Наиболее критические оценки из числа избранных Екатериной читателей исходили от Сумарокова. Благодаря своим успехам как поэта и драматурга, а также недавнему пребыванию на посту директора «Русского для представления трагедий и комедий театра» в Петербурге (1756–1761) Сумароков в 1766 году был, пожалуй, самым известным русским писателем. Несмотря на то что он был откровенным монархистом, во многих его пьесах осуждалась тирания как нарушение нравственного порядка. Поэтому Екатерина, вероятно, направила Сумарокову «Наказ» не только для того, чтобы проверить реакцию литературного мира на свои политические идеи, но и для того, чтобы заручиться его личной поддержкой своей теории разумного законодательства.

Согласно Стеннику, Сумароков без замечаний согласился с идеей императрицы о том, что государь России должен быть самодержцем, «ибо никакая другая, как только соединенная в его особе власть не может действовать сходно со пространством столь великого государства», но отверг ее мысль, что самодержавное правительство может управлять в духе «умеренности». По выражению Сумарокова, «умеренности правосудие не терпит, а требует надлежащей меры, а не строгости и не кротости» [СИРИО 1867–1916, 10: 84]. По его мнению, главной внутренней обязанностью государства должно быть наказание преступников, ибо только неумолимое правосудие предотвращает будущие преступления. К политической теории Екатерины Сумароков отнесся как к собранию милых, наивных отвлеченностей, которые неприменимы в России [Стенник 2006: 141–142.] Он порицал ее за предложение предоставить депутатам Уложенной комиссии пожизненный иммунитет от смертной казни, пыток и телесных наказаний: по его мнению, предоставление иммунитета одним только депутатам, а не всей стране было бы ошибкой, «ибо правосудию изъятия нет». Он также высказался против плана Екатерины разрешить депутатам выносить рекомендации большинством голосов; он хотел, чтобы делегаты направляли свои мнения на рассмотрение императрицы [СИРИО 1867–1916, 10: 83]. В этом мнении выразилось неприятие Сумароковым правительства парламентского типа [Стенник 2006: 131].
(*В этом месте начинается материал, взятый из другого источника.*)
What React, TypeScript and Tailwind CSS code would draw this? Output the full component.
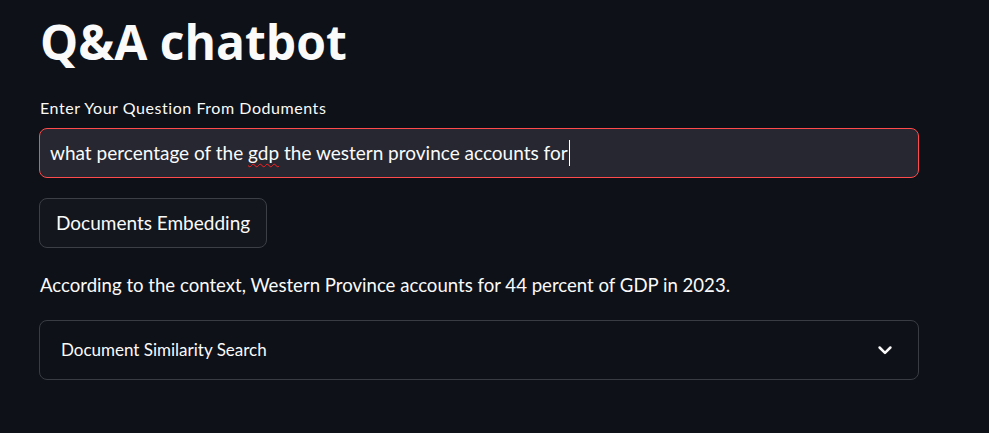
import React from "react";

export default function App() {
  return (
    <div className="min-h-[433px] w-full bg-[#0e1117] text-[#fafafa]" style={{ fontFamily: "Lato, 'Noto Sans', sans-serif" }}>
      <div className="flex w-[880px] flex-col pl-[39px] pt-[12px]">
        <h1 className="pl-[1px] text-[48px] font-bold leading-[60px]" style={{ fontFamily: "'Open Sans', Lato, sans-serif" }}>Q&amp;A chatbot</h1>
        <label className="mt-[26px] pl-[1px] text-[16px] leading-[20px] tracking-[0.55px]">Enter Your Question From Doduments</label>
        <div className="mt-[10px] flex h-[50px] w-[880px] items-center rounded-[8px] border border-[#ff4b4b] bg-[#262730] px-[10px]">
          <span className="text-[19px] leading-[24px]">
            what percentage of the <span className="underline decoration-wavy decoration-[#ff2020] decoration-1 underline-offset-[3px]">gdp</span> the western province accounts for
          </span>
          <span className="ml-[1px] h-[26px] w-[1px] bg-white" />
        </div>
        <div className="mt-[20px]">
          <button className="h-[50px] rounded-[8px] border border-[#3d3f46] bg-[#13161d] px-[16px] text-[19px] leading-[24px]">Documents Embedding</button>
        </div>
        <p className="mt-[23px] pl-[1px] text-[18.6px] leading-[28px]">According to the context, Western Province accounts for 44 percent of GDP in 2023.</p>
        <div className="mt-[21px] flex h-[60px] w-[880px] items-center justify-between rounded-[8px] border border-[#3a3c43] pl-[21px] pr-[23px]">
          <span className="text-[17px]">Document Similarity Search</span>
          <svg width="20" height="20" viewBox="0 0 24 24" fill="none" stroke="#fafafa" strokeWidth="3" strokeLinecap="round" strokeLinejoin="round">
            <path d="M5.5 9l6.5 6.5 6.5-6.5" />
          </svg>
        </div>
      </div>
    </div>
  );
}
Теории Екатерины о восьми видах права (божественное, церковное, естественное, народное, общественное, военное, гражданское, семейное), которую она почерпнула из чтения Монтескьё, Сумароков противопоставил свою теорию о трех видах права (право религии, право естества, воля монарха). Нравственный закон, который человек может познать из Священного Писания и церковного учения, он рассматривал как исток естественного права, на котором, в свою очередь, основано позитивное право. Естественное право он определял следующим образом: «1. Познавати Бога и добродетель. 2. Искати своего блаженства без ущерба ближнему. 3. Искати блаженства ближняго, без ущерба себе». Таким образом, естественное право, по его мнению, представляло собой совокупность этических постулатов, основанных прежде всего на религиозных максимах, но также рационально выводимых из нашего взаимодействия с обществом. Сумароков отверг надежды Екатерины на то, что существующие школы могут привить русским людям большее уважение к закону, написав, что «вместо наших училищей… потребны великие и всею Европою почитаемые авторы, а особливо несравненный Монтескиу» [СИРИО 1867–1916, 10: 83]. По его интерпретации, Монтескьё предпочитает подзаконную вольность неволе. Сумароков, однако, едко замечает, что «невольник никогда не может быть верен… Но своевольство еще и неволи вреднее» [СИРИО 18671916, 10: 83–84]. Здесь Сумароков выражает беспокойство по поводу опасности рабской психологии, уходящей корнями в российское крепостное право: он считал, что при существующих социальных условиях только дворяне могли быть вольными по закону; предоставление свободы крепостным приведет к катастрофе. Убеждения Екатерины в том, что позитивное право должно учитывать народные обычаи и что человек по природе своей склонен к свободе, казались Сумарокову ошибочными. Он не считал, что в такой стране, как Россия, закон должен выводиться из народных обычаев. Напротив, мудрые законодатели, понимающие и отстаивающие нравственную истину, должны навязывать законы невежественному народу [СИРИО 1867–1916, 10: 84]. Сумароков гораздо ниже, чем Екатерина, оценивал культурный уровень простого народа в России, а потому и возможности конструктивного законодательства в 1766 году он считал гораздо более узкими.